Proses penanaman 20 ribu hektare areal itu sendiri diperkirakan rampung tahun
2011 dan diyakini produksinya cukup bagus mengingat bibit sawit yang
berkualitas seperti dari Guthrie Malaysia.
Hingga 2010
PTPN IV memilki total area perkebunan seluas 175.244 ha, yang terdiri dari
perkebunan kepala sawit 135.198 ha dan perkebunan teh seluas 4.398 ha.
Untuk produksi kelapa sawit sudah mencapai 2,191 juta ton, dengan luas
arel produksinya 23,28 ton per hektar. Sedangkan teh jadi sudah memproduksi
hampir 9 ton, di mana luas areal produksi daun teh basah 10,60 ton per hektar.
Sedangkan jumlah ekspor dan lokal kelapa sawit mencapai 804.389 juta kg
sedangkan teh hanya 8,482 juta kg.
Pada 2011
PTPN IV menargetkan produksi CPO sekitar 700.000 ton atau meningkat hanya 1,55%
dibandingkan dengan realisasi tahun lalu.
Pada 2011
PTPN IV mengeluarkan belanja modal sekitar Rp 2,0 triliun untuk perluasan
tanaman kelapa sawit dan teh sebesar Rp511,024 miliar, dan bangunan rumah,
peralatan mesin, jalan dan saluran air, alat pertanian mencapai Rp464,678
miliar dan investasi lain-lain sekitar Rp100,477 miliar.
Lahan
Perkebunan Besar Swasta Terbesar
Berdasarkan
luas kepemilikan area perkebunan kelapa sawit, pada 2011 Perkebunan Besar
Swasta (PBS) adalah yang terbesar.
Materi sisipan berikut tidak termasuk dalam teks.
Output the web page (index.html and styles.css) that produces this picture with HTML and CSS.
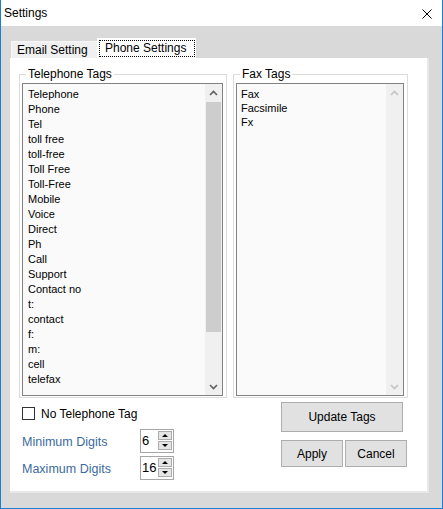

Hal ini merupakan kontribusi dari perusahaan
besar seperti PT. Asian Agri dan anak perusahaannya yang menguasai 160.000 ha
lahan perkebunan sawit di wilayah Sumatera.
Selanjutnya
tercatat PT. Astra Agro Lestari (AAL) yang memiliki area perkebunan seluas
265.000 ha. Perkebunan kelapa sawit milik AAL tersebar di wilayah Sumatera,
Kalimantan dan Sulawesi.
PT. SMART
tercatat memiliki luas lahan perkebunan kelapa sawit sekitar 137.574 ha yang
sebagian besar berlokasi di Sumatera dan Kalimantan.